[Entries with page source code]
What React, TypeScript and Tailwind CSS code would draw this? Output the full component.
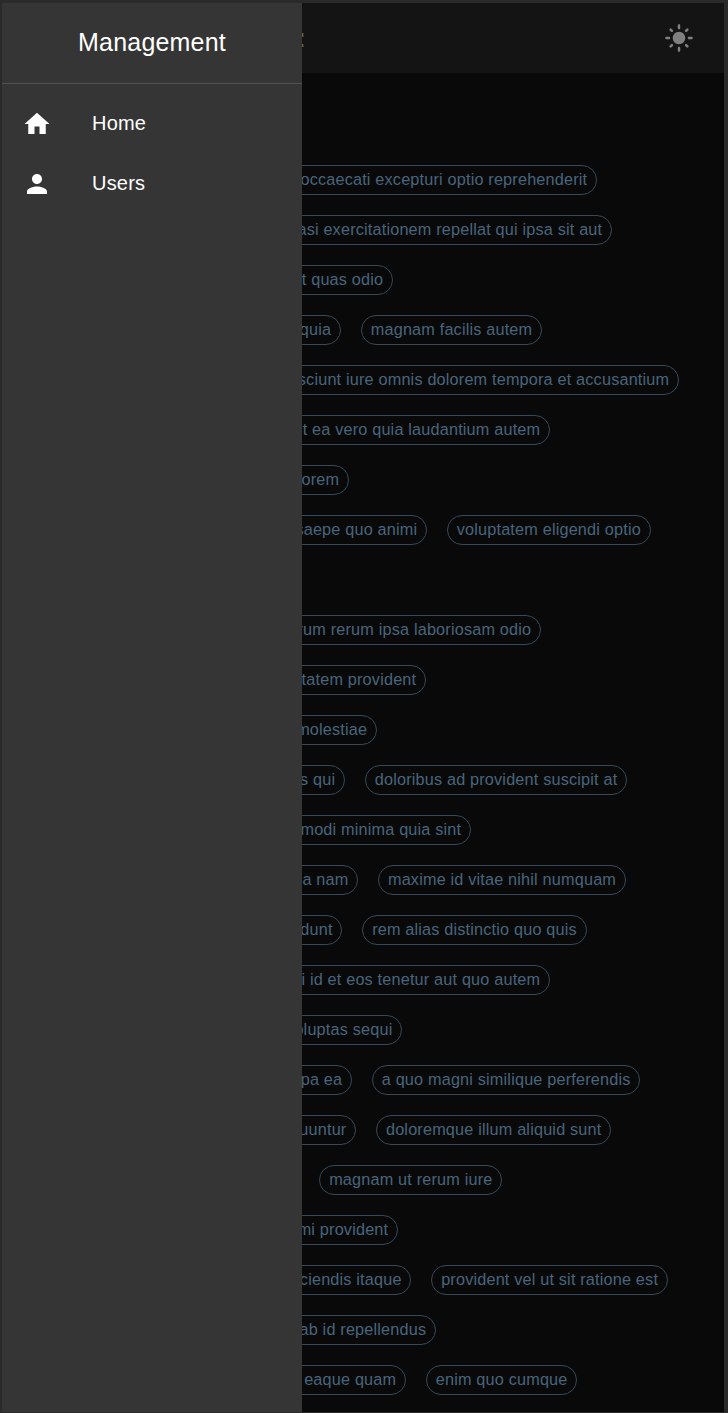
import React from "react";
import { MdLightMode } from "react-icons/md";

type Row = { end: number; chips: string[] };

const firstGroup: Row[] = [
  { end: 295, chips: ["et occaecati excepturi optio reprehenderit"] },
  { end: 310, chips: ["quasi exercitationem repellat qui ipsa sit aut"] },
  { end: 91, chips: ["ut et quas odio"] },
  { end: 39, chips: ["et quia", "magnam facilis autem"] },
  { end: 377, chips: ["nesciunt iure omnis dolorem tempora et accusantium"] },
  { end: 248, chips: ["ut ea vero quia laudantium autem"] },
  { end: 47, chips: ["dolorem"] },
  { end: 125, chips: ["et saepe quo animi", "voluptatem eligendi optio"] },
];

const secondGroup: Row[] = [
  { end: 239, chips: ["earum rerum ipsa laboriosam odio"] },
  { end: 124, chips: ["voluptatem provident"] },
  { end: 75, chips: ["et molestiae"] },
  { end: 43, chips: ["quis qui", "doloribus ad provident suscipit at"] },
  { end: 169, chips: ["commodi minima quia sint"] },
  { end: 56.2, chips: ["quia nam", "maxime id vitae nihil numquam"] },
  { end: 40.4, chips: ["incidunt", "rem alias distinctio quo quis"] },
  { end: 248, chips: ["qui id et eos tenetur aut quo autem"] },
  { end: 100.2, chips: ["voluptas sequi"] },
  { end: 50, chips: ["culpa ea", "a quo magni similique perferendis"] },
  { end: 54.2, chips: ["sequuntur", "doloremque illum aliquid sunt"] },
  { end: -2.6, chips: ["", "magnam ut rerum iure"] },
  { end: 96, chips: ["animi provident"] },
  { end: 109.4, chips: ["reiciendis itaque", "provident vel ut sit ratione est"] },
  { end: 134, chips: ["et ab id repellendus"] },
  { end: 104, chips: ["ut eaque quam", "enim quo cumque"] },
];

function Chip({ label }: { label: string }) {
  return (
    <span className="flex h-[30px] shrink-0 items-center whitespace-nowrap rounded-full border border-[#35495a] px-[8.75px] pb-[2px] text-[16.25px] leading-none tracking-[0.01071em] text-[#48657d]">
      {label}
    </span>
  );
}

function ChipRow({ row }: { row: Row }) {
  const [first, second] = row.chips;
  return (
    <div className="flex h-[30px]">
      <div
        className="flex shrink-0 justify-end overflow-hidden"
        style={{ width: Math.max(row.end, 0), marginRight: Math.min(row.end, 0) }}
      >
        {first && <Chip label={first} />}
      </div>
      {second && (
        <div className="ml-5 flex">
          <Chip label={second} />
        </div>
      )}
    </div>
  );
}

function NavItem({ label, path }: { label: string; path: string }) {
  return (
    <a className="flex h-[60px] items-center pl-5 text-xl tracking-[0.00938em] text-white">
      <svg viewBox="0 0 24 24" className="mr-10 size-[30px] fill-white">
        <path d={path} />
      </svg>
      <span className="pb-[2px]">{label}</span>
    </a>
  );
}

export default function App() {
  return (
    <div className="flex h-[1413px] w-[728px] overflow-hidden bg-[#2a2a2a] pt-[3px] pr-1 pb-px pl-[2px] font-['Liberation_Sans',Arial,sans-serif]">
      <aside className="w-[300px] shrink-0 bg-[#353535]">
        <h1 className="flex h-[81px] items-center justify-center border-b border-[#505050] text-[25px] tracking-[0.0075em] text-white">
          Management
        </h1>
        <nav className="pt-[10px]">
          <NavItem label="Home" path="M10 20v-6h4v6h5v-8h3L12 3 2 12h3v8z" />
          <NavItem
            label="Users"
            path="M12 12c2.21 0 4-1.79 4-4s-1.79-4-4-4-4 1.79-4 4 1.79 4 4 4m0 2c-2.67 0-8 1.34-8 4v2h16v-2c0-2.66-5.33-4-8-4"
          />
        </nav>
      </aside>
      <main className="min-w-0 flex-1 overflow-hidden bg-[#090909]">
        <header className="flex h-[70px] items-center justify-between bg-[#141414] pr-[30px]">
          <div className="flex flex-col gap-[7px] pt-1">
            <span className="h-1 w-[2px] border-r border-[#3a321f] bg-[#6b5e3c]" />
            <span className="h-[3px] w-[2px] border-r border-[#3a321f] bg-[#6b5e3c]" />
          </div>
          <MdLightMode className="size-[30px] text-[#808080]" />
        </header>
        <section className="mt-[92px] flex flex-col gap-5">
          {firstGroup.map((row) => (
            <ChipRow key={row.chips.join()} row={row} />
          ))}
        </section>
        <section className="mt-[70px] flex flex-col gap-5">
          {secondGroup.map((row) => (
            <ChipRow key={row.chips.join()} row={row} />
          ))}
        </section>
      </main>
    </div>
  );
}
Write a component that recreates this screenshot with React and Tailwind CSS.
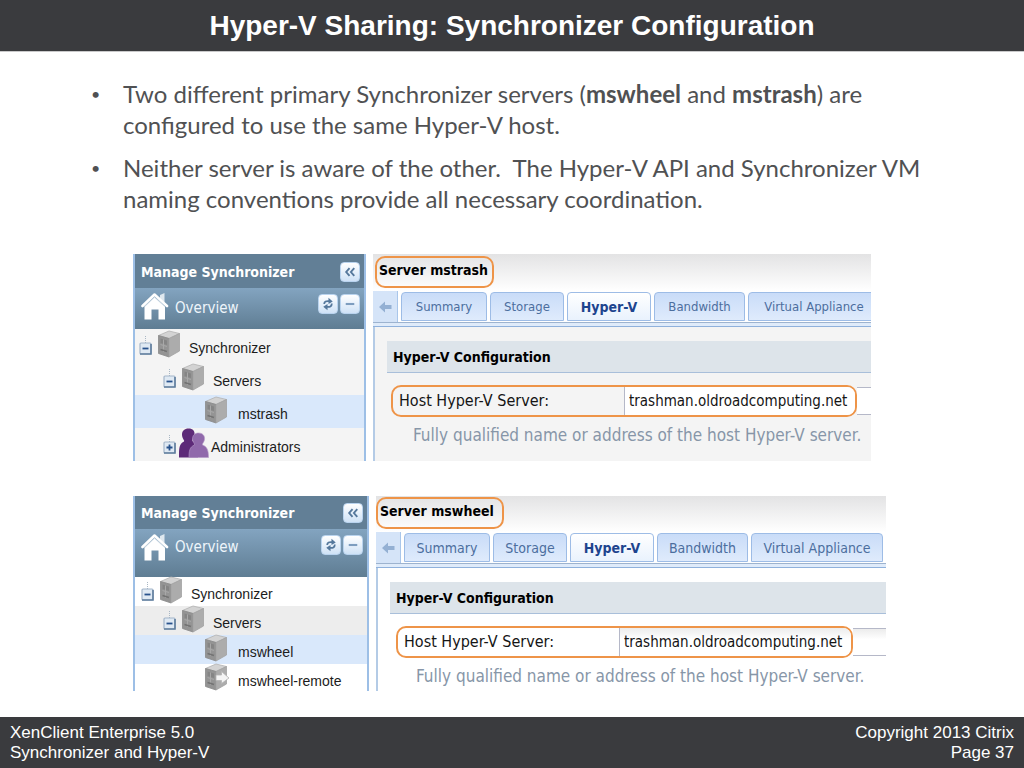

* REQUIREMENT:
Identify all lines in the records above with the word "Tailwind".

* WRITTEN ANSWER:
What React, TypeScript and Tailwind CSS code would draw this? Output the full component.
Write a component that recreates this screenshot with React and Tailwind CSS.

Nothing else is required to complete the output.